È questo il cuore del libro “Ci fu un tempo in cui… frammenti di ricordi su fatti e personaggi“, firmato dal giornalista Giuseppe Petralia e pubblicato da Algra Editore. L’opera è stata presentata a Biancavilla, nella sala conferenze di Villa delle Favare, in un incontro promosso da “SiciliAntica”.

Ad aprire la conversazione è stato Enzo Meccia, presidente dell’associazione, che ha presentato l’autore e sottolineato il valore dell’opera nel contesto della memoria storica locale.

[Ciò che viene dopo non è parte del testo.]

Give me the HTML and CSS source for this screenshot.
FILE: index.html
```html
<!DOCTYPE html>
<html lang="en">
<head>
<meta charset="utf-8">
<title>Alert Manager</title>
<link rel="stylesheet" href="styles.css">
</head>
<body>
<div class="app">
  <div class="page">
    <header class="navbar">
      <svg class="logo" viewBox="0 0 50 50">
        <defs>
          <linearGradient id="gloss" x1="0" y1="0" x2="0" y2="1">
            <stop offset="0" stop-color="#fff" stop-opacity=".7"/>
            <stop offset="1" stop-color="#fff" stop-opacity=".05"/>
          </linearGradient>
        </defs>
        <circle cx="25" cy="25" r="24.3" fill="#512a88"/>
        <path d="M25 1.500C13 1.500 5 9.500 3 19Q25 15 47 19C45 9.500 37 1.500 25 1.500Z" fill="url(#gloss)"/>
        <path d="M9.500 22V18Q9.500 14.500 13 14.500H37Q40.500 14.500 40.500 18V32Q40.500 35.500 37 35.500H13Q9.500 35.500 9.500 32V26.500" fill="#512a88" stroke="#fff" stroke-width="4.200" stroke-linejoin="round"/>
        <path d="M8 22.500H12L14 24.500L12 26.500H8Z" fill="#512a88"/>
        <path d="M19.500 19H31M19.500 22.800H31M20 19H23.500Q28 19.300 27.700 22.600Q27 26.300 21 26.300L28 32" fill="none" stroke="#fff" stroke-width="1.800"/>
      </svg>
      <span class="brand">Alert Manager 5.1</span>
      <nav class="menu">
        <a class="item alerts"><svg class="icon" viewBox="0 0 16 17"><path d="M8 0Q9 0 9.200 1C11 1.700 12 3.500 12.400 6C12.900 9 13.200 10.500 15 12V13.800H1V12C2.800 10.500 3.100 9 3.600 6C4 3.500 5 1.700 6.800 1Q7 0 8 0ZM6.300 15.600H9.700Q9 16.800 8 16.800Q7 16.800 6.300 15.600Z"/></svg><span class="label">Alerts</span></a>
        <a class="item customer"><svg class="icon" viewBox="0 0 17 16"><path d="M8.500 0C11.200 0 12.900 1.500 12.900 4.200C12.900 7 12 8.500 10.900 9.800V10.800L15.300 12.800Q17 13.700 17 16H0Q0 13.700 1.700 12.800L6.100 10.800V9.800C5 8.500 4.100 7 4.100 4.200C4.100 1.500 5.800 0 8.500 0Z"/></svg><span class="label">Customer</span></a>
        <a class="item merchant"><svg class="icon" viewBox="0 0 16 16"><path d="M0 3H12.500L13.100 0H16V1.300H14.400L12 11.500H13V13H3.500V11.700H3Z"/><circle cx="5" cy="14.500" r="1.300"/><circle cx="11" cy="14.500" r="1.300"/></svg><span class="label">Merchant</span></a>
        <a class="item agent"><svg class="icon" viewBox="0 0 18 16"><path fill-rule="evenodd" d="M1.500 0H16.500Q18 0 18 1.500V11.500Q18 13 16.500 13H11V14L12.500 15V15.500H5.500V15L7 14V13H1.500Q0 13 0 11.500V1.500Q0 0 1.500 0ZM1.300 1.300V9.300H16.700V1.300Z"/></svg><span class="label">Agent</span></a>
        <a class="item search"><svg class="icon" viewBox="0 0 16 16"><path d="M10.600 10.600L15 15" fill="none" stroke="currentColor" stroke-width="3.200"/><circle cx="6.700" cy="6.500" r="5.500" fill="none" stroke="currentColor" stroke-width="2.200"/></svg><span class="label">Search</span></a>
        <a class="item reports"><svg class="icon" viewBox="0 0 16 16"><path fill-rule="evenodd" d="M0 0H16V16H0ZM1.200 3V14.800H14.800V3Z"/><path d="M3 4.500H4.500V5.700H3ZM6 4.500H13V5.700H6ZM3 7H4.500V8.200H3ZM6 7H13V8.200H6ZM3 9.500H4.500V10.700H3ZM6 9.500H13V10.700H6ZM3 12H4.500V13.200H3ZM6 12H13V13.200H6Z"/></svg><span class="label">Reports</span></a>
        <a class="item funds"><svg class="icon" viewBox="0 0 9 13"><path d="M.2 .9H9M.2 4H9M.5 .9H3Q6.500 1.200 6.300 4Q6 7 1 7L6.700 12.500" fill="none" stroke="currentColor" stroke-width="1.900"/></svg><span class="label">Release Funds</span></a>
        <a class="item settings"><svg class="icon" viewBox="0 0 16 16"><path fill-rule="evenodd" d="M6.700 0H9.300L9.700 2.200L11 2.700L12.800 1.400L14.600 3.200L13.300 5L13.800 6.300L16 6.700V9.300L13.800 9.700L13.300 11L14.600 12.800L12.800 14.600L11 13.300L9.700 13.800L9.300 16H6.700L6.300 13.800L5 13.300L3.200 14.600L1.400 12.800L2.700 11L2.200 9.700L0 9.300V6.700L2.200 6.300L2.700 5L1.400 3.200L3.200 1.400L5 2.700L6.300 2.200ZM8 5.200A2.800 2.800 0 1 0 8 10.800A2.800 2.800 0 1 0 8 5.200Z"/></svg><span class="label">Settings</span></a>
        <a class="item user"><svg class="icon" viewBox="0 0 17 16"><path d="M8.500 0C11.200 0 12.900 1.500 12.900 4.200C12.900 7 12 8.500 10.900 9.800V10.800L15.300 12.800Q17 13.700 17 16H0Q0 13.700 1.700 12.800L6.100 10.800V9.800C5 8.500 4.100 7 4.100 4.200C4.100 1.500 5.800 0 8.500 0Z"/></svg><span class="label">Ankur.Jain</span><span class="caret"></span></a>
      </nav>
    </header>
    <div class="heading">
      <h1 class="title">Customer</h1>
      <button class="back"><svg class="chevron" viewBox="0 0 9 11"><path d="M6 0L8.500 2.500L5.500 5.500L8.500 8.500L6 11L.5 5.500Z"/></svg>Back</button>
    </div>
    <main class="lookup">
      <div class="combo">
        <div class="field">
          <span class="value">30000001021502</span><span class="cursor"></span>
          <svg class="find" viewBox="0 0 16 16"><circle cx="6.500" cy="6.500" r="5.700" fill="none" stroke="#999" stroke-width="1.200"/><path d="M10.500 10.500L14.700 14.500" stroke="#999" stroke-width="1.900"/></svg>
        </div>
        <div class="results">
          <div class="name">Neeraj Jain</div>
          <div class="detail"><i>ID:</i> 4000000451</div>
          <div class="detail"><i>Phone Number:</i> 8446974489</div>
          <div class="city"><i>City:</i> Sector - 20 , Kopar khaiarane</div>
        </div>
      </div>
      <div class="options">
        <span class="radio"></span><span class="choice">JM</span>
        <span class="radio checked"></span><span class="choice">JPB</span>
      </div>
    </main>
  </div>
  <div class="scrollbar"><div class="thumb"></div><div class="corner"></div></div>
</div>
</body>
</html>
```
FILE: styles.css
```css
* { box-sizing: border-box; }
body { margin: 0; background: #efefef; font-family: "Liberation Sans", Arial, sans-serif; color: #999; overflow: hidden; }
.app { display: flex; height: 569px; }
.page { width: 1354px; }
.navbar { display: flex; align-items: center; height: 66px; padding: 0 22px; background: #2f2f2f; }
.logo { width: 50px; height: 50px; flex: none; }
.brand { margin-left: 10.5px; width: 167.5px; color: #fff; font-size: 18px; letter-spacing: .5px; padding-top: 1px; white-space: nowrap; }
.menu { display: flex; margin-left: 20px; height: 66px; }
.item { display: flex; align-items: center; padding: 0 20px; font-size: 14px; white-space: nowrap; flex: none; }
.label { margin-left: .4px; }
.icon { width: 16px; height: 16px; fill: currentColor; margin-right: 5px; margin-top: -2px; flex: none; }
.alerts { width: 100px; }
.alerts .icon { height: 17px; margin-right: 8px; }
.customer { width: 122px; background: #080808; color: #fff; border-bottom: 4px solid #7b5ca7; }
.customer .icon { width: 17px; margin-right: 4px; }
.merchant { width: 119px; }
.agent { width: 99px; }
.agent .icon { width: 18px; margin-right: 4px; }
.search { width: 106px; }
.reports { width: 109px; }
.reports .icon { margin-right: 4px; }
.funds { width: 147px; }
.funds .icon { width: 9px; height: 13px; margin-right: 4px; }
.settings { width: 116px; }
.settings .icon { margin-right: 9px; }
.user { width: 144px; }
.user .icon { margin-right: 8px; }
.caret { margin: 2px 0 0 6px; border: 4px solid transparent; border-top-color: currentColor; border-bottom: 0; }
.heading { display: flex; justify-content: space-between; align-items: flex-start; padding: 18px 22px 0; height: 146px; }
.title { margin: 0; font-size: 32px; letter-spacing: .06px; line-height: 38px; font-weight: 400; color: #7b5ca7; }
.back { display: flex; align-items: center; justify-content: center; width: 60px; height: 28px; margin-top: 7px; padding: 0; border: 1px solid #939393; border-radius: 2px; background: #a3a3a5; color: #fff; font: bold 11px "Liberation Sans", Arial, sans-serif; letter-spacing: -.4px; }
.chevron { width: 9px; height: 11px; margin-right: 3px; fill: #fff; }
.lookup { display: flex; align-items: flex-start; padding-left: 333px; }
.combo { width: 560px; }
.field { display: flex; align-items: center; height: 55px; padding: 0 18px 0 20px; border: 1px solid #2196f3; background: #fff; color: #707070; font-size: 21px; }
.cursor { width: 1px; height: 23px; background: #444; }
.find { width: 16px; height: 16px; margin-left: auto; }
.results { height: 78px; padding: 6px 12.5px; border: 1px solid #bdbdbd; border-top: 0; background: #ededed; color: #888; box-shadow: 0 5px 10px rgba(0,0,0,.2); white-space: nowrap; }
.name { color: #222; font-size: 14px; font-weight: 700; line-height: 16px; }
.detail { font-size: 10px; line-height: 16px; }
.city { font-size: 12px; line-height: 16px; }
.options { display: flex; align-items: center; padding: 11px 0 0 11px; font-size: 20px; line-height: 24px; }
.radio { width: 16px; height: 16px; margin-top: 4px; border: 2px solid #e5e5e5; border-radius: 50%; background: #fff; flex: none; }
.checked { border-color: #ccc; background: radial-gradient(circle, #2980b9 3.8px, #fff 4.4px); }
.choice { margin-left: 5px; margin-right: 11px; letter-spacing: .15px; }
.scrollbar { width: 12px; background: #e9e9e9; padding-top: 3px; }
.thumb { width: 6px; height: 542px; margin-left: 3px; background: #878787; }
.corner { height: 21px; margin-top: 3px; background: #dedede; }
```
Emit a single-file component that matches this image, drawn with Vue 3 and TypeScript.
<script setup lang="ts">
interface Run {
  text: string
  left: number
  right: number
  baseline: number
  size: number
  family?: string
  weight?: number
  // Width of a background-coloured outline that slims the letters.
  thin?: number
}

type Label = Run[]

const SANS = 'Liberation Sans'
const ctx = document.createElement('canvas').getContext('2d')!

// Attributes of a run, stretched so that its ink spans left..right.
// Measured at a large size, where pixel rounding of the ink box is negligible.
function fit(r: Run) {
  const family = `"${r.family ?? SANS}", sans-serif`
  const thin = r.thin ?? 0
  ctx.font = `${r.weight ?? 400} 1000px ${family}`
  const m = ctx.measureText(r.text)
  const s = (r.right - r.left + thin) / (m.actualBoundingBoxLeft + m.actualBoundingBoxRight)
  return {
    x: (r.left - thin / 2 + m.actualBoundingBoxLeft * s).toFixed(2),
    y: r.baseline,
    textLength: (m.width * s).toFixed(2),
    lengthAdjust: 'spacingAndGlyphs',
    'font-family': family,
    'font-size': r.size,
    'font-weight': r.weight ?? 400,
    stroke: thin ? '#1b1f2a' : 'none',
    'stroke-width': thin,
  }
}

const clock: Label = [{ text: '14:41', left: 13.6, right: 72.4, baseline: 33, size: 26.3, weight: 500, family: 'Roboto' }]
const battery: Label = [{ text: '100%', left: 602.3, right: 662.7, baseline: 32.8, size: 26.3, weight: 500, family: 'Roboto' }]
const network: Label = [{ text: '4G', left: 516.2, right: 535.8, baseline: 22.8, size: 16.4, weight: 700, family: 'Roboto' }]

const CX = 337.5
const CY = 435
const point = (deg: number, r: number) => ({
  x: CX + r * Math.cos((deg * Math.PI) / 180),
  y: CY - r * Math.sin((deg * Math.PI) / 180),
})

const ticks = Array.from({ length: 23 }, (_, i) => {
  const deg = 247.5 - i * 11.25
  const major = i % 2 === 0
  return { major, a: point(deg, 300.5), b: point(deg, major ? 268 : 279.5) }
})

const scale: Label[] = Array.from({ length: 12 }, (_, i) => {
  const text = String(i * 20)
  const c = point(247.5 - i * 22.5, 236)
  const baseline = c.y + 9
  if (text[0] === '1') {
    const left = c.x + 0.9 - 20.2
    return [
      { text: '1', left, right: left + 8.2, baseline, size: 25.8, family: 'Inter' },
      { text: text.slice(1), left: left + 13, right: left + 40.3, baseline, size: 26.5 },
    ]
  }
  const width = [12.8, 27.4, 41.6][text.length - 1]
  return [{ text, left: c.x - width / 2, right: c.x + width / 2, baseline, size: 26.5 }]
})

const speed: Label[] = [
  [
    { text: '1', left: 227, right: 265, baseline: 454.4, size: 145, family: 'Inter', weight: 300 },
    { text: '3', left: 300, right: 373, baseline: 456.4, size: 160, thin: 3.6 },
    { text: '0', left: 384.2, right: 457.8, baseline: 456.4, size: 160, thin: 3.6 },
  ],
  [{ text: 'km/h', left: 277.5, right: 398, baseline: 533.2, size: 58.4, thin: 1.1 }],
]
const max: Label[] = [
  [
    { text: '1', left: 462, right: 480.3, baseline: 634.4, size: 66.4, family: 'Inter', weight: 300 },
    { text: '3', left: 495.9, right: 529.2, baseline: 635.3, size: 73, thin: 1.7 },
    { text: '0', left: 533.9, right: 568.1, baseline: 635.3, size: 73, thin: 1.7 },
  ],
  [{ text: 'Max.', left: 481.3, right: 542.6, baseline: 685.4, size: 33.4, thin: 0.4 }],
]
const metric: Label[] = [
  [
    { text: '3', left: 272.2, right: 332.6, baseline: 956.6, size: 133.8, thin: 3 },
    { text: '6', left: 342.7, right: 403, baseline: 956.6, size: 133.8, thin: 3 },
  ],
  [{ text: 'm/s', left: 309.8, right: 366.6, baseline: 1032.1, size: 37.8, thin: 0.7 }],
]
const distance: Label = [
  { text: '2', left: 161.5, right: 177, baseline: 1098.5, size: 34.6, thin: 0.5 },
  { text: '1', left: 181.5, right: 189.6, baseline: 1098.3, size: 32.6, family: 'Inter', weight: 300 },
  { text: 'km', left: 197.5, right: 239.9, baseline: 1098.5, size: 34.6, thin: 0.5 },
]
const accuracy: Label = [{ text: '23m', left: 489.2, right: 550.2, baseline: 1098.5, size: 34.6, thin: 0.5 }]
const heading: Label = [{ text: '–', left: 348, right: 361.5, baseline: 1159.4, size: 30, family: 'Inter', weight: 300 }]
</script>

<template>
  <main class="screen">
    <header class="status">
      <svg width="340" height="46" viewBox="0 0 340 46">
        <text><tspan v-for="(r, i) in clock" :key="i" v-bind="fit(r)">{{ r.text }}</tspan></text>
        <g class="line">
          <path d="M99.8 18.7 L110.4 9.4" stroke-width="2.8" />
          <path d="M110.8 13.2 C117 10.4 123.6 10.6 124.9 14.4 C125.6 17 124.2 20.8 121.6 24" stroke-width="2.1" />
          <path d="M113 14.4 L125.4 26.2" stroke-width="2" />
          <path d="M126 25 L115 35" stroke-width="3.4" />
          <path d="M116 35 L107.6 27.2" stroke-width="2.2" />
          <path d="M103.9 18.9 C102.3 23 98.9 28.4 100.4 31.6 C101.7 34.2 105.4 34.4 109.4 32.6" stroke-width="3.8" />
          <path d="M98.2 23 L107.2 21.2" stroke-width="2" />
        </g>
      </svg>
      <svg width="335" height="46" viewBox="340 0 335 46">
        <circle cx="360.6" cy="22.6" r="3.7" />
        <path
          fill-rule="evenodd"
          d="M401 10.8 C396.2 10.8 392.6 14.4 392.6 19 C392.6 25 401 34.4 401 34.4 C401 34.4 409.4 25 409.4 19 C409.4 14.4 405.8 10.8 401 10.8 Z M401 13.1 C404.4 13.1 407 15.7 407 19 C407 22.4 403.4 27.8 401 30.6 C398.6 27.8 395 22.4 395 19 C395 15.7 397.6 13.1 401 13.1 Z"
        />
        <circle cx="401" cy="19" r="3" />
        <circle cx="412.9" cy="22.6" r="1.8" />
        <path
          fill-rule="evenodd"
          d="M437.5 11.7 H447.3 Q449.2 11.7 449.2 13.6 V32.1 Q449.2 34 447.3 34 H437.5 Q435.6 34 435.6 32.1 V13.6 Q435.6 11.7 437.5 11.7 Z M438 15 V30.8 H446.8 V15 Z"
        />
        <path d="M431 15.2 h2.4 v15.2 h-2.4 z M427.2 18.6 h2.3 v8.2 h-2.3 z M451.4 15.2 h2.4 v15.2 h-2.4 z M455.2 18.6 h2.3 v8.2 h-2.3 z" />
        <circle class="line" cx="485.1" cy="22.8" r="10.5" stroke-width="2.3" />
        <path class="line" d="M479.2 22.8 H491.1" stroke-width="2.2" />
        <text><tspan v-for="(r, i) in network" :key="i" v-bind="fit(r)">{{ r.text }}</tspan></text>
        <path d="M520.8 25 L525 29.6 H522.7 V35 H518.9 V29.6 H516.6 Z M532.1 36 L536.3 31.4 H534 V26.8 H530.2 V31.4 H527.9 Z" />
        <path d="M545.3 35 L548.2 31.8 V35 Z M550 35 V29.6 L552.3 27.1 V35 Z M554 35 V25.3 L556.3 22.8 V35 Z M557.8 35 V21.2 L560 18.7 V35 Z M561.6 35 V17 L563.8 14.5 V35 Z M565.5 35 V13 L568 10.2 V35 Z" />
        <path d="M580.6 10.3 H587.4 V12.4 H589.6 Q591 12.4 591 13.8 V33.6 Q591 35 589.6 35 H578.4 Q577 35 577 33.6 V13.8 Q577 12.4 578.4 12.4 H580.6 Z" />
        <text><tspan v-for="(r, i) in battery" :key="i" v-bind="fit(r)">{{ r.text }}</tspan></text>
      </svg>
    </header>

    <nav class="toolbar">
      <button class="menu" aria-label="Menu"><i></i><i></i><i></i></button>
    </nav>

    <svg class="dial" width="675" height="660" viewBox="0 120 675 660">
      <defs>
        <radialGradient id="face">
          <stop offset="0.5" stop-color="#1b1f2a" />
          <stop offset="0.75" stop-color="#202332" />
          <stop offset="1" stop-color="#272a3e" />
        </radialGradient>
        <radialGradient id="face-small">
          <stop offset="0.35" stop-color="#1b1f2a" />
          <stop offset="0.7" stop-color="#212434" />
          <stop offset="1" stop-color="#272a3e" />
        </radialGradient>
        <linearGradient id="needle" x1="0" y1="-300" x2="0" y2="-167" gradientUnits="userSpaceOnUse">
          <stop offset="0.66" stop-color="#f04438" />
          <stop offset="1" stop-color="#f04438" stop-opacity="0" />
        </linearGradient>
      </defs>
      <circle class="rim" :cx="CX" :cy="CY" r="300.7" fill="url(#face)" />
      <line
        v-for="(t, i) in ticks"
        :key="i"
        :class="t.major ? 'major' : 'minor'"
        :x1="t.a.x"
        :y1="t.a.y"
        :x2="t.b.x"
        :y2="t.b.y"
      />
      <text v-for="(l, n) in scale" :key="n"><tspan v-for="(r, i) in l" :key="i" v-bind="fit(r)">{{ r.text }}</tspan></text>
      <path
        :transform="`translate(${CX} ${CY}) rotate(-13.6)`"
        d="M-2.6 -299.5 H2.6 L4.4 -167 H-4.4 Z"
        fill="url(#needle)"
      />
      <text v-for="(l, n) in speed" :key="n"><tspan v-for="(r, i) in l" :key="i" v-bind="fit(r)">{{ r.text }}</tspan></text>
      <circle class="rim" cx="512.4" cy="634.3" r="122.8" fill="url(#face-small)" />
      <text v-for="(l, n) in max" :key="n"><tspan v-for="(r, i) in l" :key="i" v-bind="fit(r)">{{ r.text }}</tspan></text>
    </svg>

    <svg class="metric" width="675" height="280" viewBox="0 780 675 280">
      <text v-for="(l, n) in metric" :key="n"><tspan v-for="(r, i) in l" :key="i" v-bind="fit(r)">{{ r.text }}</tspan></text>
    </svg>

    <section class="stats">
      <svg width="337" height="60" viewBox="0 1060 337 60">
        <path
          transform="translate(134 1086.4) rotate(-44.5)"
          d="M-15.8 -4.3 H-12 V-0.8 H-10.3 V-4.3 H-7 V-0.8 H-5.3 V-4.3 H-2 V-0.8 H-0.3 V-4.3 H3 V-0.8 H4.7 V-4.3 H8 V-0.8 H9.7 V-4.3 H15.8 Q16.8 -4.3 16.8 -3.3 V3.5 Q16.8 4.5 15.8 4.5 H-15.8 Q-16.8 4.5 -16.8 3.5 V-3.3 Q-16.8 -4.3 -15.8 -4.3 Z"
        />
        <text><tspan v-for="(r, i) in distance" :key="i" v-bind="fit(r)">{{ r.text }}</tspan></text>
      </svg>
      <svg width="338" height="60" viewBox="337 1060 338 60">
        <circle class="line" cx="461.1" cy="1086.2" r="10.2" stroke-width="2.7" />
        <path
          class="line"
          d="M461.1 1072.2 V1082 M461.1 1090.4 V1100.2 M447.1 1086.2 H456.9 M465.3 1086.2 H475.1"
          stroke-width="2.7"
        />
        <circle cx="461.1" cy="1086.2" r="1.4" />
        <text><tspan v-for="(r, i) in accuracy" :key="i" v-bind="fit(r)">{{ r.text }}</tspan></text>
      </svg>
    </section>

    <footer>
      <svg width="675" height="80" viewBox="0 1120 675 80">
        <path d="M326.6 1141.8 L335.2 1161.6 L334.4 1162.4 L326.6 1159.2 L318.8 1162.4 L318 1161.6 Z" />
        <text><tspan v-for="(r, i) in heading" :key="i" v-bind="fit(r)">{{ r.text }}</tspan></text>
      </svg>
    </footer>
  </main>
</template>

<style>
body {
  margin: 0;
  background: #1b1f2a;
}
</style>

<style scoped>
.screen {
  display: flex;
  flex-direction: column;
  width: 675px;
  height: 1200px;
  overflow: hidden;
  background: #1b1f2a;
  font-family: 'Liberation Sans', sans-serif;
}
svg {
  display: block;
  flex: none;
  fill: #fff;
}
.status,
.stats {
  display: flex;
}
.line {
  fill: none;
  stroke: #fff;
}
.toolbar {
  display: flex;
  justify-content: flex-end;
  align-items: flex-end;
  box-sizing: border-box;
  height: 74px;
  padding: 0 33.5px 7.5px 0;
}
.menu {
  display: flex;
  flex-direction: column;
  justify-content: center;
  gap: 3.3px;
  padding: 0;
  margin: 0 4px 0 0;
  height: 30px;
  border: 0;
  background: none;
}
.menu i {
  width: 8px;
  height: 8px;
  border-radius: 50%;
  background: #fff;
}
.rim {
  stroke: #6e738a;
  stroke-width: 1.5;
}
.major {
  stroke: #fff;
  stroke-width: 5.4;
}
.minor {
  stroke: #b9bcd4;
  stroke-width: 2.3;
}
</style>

Ad accompagnare la presentazione, l’intervento di Salvuccio Furnari, cultore di Storia Patria, che ha offerto una lettura appassionata e coinvolgente del volume, mettendo in luce l’efficacia narrativa dell’autore nel restituire atmosfere e personaggi ormai scomparsi. Petralia descrivere la bellezza dei personaggi e delle storie di un mondo che non c’è più, rendendolo vivo e comprensibile anche ai più giovani. Lo fa, proponendosi non come scrittore ma con gli strumenti del cronista.

Nel libro, infatti, Petralia raccoglie esperienze e fatti vissuti, attingendo alla sua lunga carriera giornalistica e a una collaborazione cinquantennale con il quotidiano “La Sicilia”. E come cronista è animato dal desiderio di trasmettere ai lettori – e in particolare alle nuove generazioni – uno spaccato autentico di vita, quando «senza cellulari e computer, si sapeva vivere meglio».